A lot of recent paradox-solvers have thought a parallel move couldn’t be plausibly made in the case of the Liar Paradox—and so they’ve rejected Russell’s assumption that both paradoxes are of the same kind and should have the same solution. It’s not hard to see why they’ve come to this conclusion.
Denying the existence of an abstract mathematical object like a set is one thing, but it’s just a fact that sentences like (1) and (2) exist. And rejecting parts of mathematics for philosophical reasons just seems like a bad idea. As David Lewis acidly pointed out in a different context, “Mathematics is a going concern. Philosophy is as shaky as can be.”
But if we can’t deny the existence of “Liars” (sentences that attribute untruth to themselves), how can we solve the paradox?
Let’s go back to (2):
(2) The sentence labeled (2) in the essay The Liar Paradox (and Russell’s Paradox) for Non-Logicians is not true.
One way of thinking about what’s going on here is that two principles of classical logic seem to be in conflict.
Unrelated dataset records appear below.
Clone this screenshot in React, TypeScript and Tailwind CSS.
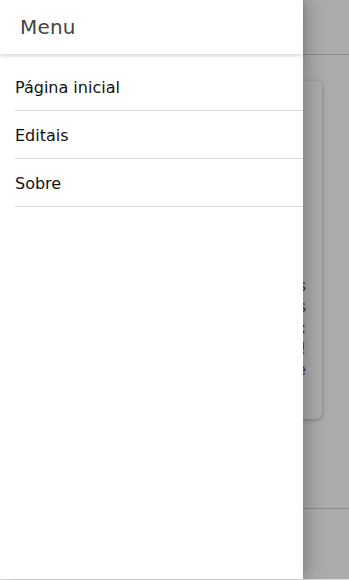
export default function App() {
  const items = ['Página inicial', 'Editais', 'Sobre'];

  return (
    <div className="relative h-[580px] w-full overflow-hidden bg-white font-['DejaVu_Sans',sans-serif]">
      {/* page under the drawer */}
      <div className="flex h-[579px] flex-col">
        <header className="h-[55px] shrink-0 border-b border-[#d0d0d0] bg-white" />
        <main className="flex-1 px-[27px] pt-[26px]">
          <div className="flex h-[338px] flex-col justify-end rounded-md bg-white px-4 pb-[38px] text-right text-[15px] leading-[21px] text-[#555] shadow-[0_1px_4px_rgba(0,0,0,0.3)]">
            <p>Consulte os editais abertos</p>
            <p>e acompanhe os processos</p>
            <p>de seleção disponíveis:</p>
            <p className="text-[#2a6fd0]">Participe!</p>
            <p>e boa sorte</p>
          </div>
        </main>
        <footer className="h-[71px] shrink-0 border-t border-[#cfcfcf] bg-white" />
      </div>
      <div className="h-px bg-[#dedede]" />

      {/* backdrop */}
      <div className="absolute inset-x-0 top-0 bottom-px bg-black/[0.33]" />

      {/* drawer */}
      <nav className="absolute left-0 top-0 bottom-px w-[303px] bg-white shadow-[4px_0_16px_rgba(0,0,0,0.25)]">
        <div className="flex h-[54px] items-center px-5 shadow-[0_2px_4px_rgba(0,0,0,0.16)]">
          <span className="text-[20px] tracking-[0.2px] text-[#444]">Menu</span>
        </div>
        <ul className="pl-[15px] pt-[9px]">
          {items.map((item) => (
            <li key={item} className="flex h-[48px] items-center border-b border-[#dcdcdc] pt-[3px] text-[16px] text-[#111]">
              {item}
            </li>
          ))}
        </ul>
      </nav>
    </div>
  );
}
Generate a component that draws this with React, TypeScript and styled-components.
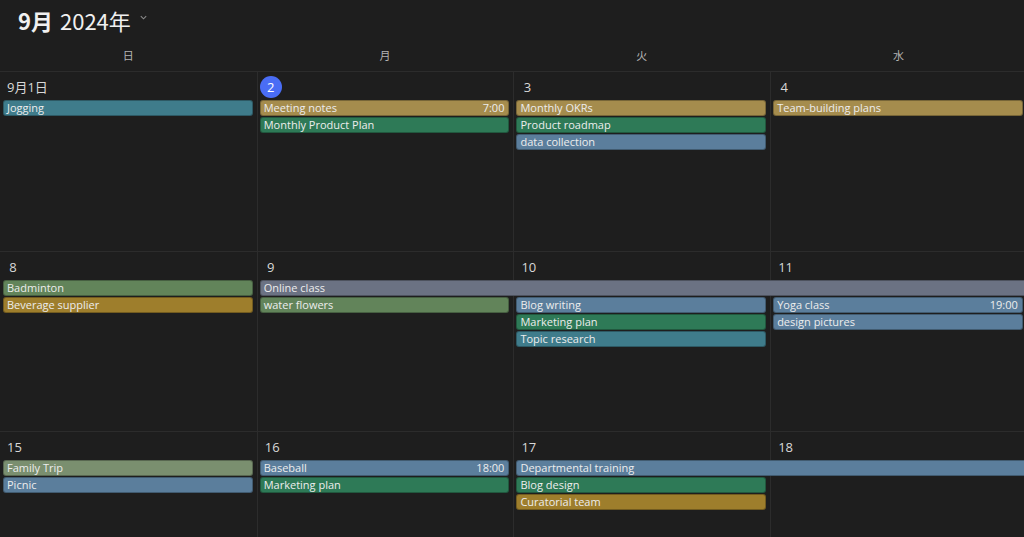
import React from "react";
import styled, { createGlobalStyle } from "styled-components";

const Global = createGlobalStyle`
  html, body { margin: 0; padding: 0; background: #1e1e1e; overflow: hidden; }
  #root { width: 1024px; height: 537px; overflow: hidden; }
  * { box-sizing: border-box; }
`;

const COLORS: Record<string, string> = {
  teal: "#3f7c8b",
  gold: "#a58c4d",
  green: "#2e7a57",
  blue: "#5b7e9c",
  olive: "#62845a",
  mustard: "#9e7e2c",
  slate: "#6b7283",
  sage: "#7a8f6f",
};

type Ev = { title: string; col: number; row: number; span?: number; color: string; time?: string };
type Week = { dates: string[]; today?: number; events: Ev[] };

const weeks: Week[] = [
  {
    dates: ["9月1日", "2", "3", "4", "5", "6", "7"],
    today: 1,
    events: [
      { title: "Jogging", col: 0, row: 0, color: "teal" },
      { title: "Meeting notes", col: 1, row: 0, color: "gold", time: "7:00" },
      { title: "Monthly Product Plan", col: 1, row: 1, color: "green" },
      { title: "Monthly OKRs", col: 2, row: 0, color: "gold" },
      { title: "Product roadmap", col: 2, row: 1, color: "green" },
      { title: "data collection", col: 2, row: 2, color: "blue" },
      { title: "Team-building plans", col: 3, row: 0, color: "gold" },
    ],
  },
  {
    dates: ["8", "9", "10", "11", "12", "13", "14"],
    events: [
      { title: "Badminton", col: 0, row: 0, color: "olive" },
      { title: "Beverage supplier", col: 0, row: 1, color: "mustard" },
      { title: "Online class", col: 1, row: 0, span: 5, color: "slate" },
      { title: "water flowers", col: 1, row: 1, color: "olive" },
      { title: "Blog writing", col: 2, row: 1, color: "blue" },
      { title: "Marketing plan", col: 2, row: 2, color: "green" },
      { title: "Topic research", col: 2, row: 3, color: "teal" },
      { title: "Yoga class", col: 3, row: 1, color: "blue", time: "19:00" },
      { title: "design pictures", col: 3, row: 2, color: "blue" },
    ],
  },
  {
    dates: ["15", "16", "17", "18", "19", "20", "21"],
    events: [
      { title: "Family Trip", col: 0, row: 0, color: "sage" },
      { title: "Picnic", col: 0, row: 1, color: "blue" },
      { title: "Baseball", col: 1, row: 0, color: "blue", time: "18:00" },
      { title: "Marketing plan", col: 1, row: 1, color: "green" },
      { title: "Departmental training", col: 2, row: 0, span: 4, color: "blue" },
      { title: "Blog design", col: 2, row: 1, color: "green" },
      { title: "Curatorial team", col: 2, row: 2, color: "mustard" },
    ],
  },
];

const dayNames = ["日", "月", "火", "水", "木", "金", "土"];

const Page = styled.div`
  width: 1024px;
  height: 537px;
  overflow: hidden;
  background: #1e1e1e;
  font-family: "Open Sans", "Noto Sans CJK JP", sans-serif;
  color: #d6d6d6;
`;

const Header = styled.div`
  height: 42px;
  display: flex;
  align-items: center;
  padding-left: 18px;
  gap: 6px;
`;

const Title = styled.div`
  font-family: "Noto Sans CJK JP", sans-serif;
  font-size: 22px;
  color: #f0f0f0;
  display: flex;
  align-items: baseline;
  gap: 7px;
  line-height: 1;
  margin-top: -3px;
`;

const Month = styled.span`
  font-weight: 700;
`;

const Year = styled.span`
  font-weight: 400;
`;

const Chevron = styled.svg`
  width: 9px;
  height: 9px;
  margin-top: -8px;
  margin-left: 2px;
`;

const Calendar = styled.div`
  width: 1797px;
`;

const DayNames = styled.div`
  display: grid;
  grid-template-columns: repeat(7, 1fr);
  height: 29px;
`;

const DayName = styled.div`
  font-family: "Noto Sans CJK JP", sans-serif;
  font-size: 11px;
  color: #b4b4b4;
  display: flex;
  align-items: center;
  justify-content: center;
  padding-bottom: 3px;
`;

const WeekRow = styled.div`
  display: grid;
  grid-template-columns: repeat(7, 1fr);
  grid-template-rows: 28px repeat(4, 17px) 1fr;
  height: 180px;
  border-top: 1px solid #2c2c2c;
`;

const DayCell = styled.div<{ $col: number }>`
  grid-row: 1 / -1;
  grid-column: ${(p) => p.$col + 1};
  border-left: ${(p) => (p.$col === 0 ? "none" : "1px solid #2c2c2c")};
`;

const DateLabel = styled.div<{ $col: number; $today?: boolean }>`
  grid-row: 1;
  grid-column: ${(p) => p.$col + 1};
  justify-self: start;
  align-self: center;
  margin-left: ${(p) => (p.$col === 0 ? 2 : 3)}px;
  margin-top: 1px;
  height: 22px;
  min-width: 22px;
  padding: 0 ${(p) => (p.$today ? 0 : 5)}px;
  border-radius: 11px;
  display: flex;
  align-items: center;
  justify-content: center;
  font-family: "Open Sans", "Noto Sans CJK JP", sans-serif;
  font-size: 13px;
  color: ${(p) => (p.$today ? "#ffffff" : "#d8d8d8")};
  background: ${(p) => (p.$today ? "#4a6df5" : "transparent")};
`;

const Bar = styled.div<{ $col: number; $row: number; $span: number; $bg: string }>`
  grid-row: ${(p) => p.$row + 2};
  grid-column: ${(p) => p.$col + 1} / span ${(p) => p.$span};
  align-self: start;
  height: 16px;
  margin-left: 3px;
  margin-right: 4px;
  background: ${(p) => p.$bg};
  border: 1px solid rgba(0, 0, 0, 0.28);
  border-radius: 3px;
  display: flex;
  align-items: center;
  justify-content: space-between;
  padding: 0 4px 0 3px;
  font-size: 11px;
  color: #ededed;
  line-height: 14px;
  white-space: nowrap;
  overflow: hidden;
`;

const BarTime = styled.span`
  color: #ededed;
`;

export default function App() {
  return (
    <Page>
      <Global />
      <Header>
        <Title>
          <Month>9月</Month>
          <Year>2024年</Year>
        </Title>
        <Chevron viewBox="0 0 10 10">
          <path d="M2 3.5 L5 6.5 L8 3.5" fill="none" stroke="#8a8a8a" strokeWidth="1.2" />
        </Chevron>
      </Header>
      <Calendar>
        <DayNames>
          {dayNames.map((d) => (
            <DayName key={d}>{d}</DayName>
          ))}
        </DayNames>
        {weeks.map((w, wi) => (
          <WeekRow key={wi}>
            {w.dates.map((_, ci) => (
              <DayCell key={"c" + ci} $col={ci} />
            ))}
            {w.dates.map((d, ci) => (
              <DateLabel key={"d" + ci} $col={ci} $today={w.today === ci}>
                {d}
              </DateLabel>
            ))}
            {w.events.map((e, ei) => (
              <Bar key={"e" + ei} $col={e.col} $row={e.row} $span={e.span ?? 1} $bg={COLORS[e.color]}>
                <span>{e.title}</span>
                {e.time && <BarTime>{e.time}</BarTime>}
              </Bar>
            ))}
          </WeekRow>
        ))}
      </Calendar>
    </Page>
  );
}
The Law of the Excluded Middle (LEM) is the principle that “either P or not-P” will hold for every possible P. The Law of Non-Contradiction (LNC) rules out “P and not-P” in every case.
Sometimes we might answer a question like, “Is it raining?” with “yes and no” if there’s a very light drizzle, but for our purposes right now we can treat questions about vagueness as largely beside the point. Once we decide how much water has to fall from the sky how quickly for “it’s raining” to be true, either there will be at least that much or there won’t be—and that’s the point.
But in the case of (2), the relevant instance of the LEM says that it’s either true or untrue. And that assumption in turn runs afoul of the LNC by entailing that it’s both true and untrue via exactly the kind of reasoning we’ve already run through. So it looks like if we’re going to get to the bottom of this, we have to reject one or the other of these fundamental logical assumptions.
Hartry Field, who was on my dissertation committee, takes the “sacrifice the LEM” position in his book Saving Truth from Paradox. Graham Priest takes the “sacrifice the LNC” option in his book In Contradiction. (A dumb but fun joke I heard many years ago at an academic conference on Priest’s work: An Irish priest, a Scottish priest, and Graham Priest walk into a bar. The Irish priest says, “I’ll have a whiskey.” The Scottish priest says, “I won’t.” Graham Priest says, “I’ll have what they’re having.”)
In classical logic, contradictions entail everything—if you start from the premise “both A and not A” you can infer your way to any random B. One way of thinking about how that inference works is that what it means for a premise to entail a conclusion is that it’s impossible for the premise to be true without the conclusion being true as well—the fancy way of saying that is the inference “preserves truth”—and one of the foundational assumptions of classical logic is that contradictions are never true, so the inference from “A and not A” to “B” is always vacuously truth-preserving. But Priest rejects classical logic in favor of a “paraconsistent” (inconsistency-tolerant) logic where for example “(2) is both true and not true” can be true without “Adolf Hitler is alive and well in a secret compound on the dark side of the moon” having to be true as well. Similarly, Field rejects classical logic in favor of a “paracomplete” logic that ditches all the parts of classical logic that only work if you assume the LEM.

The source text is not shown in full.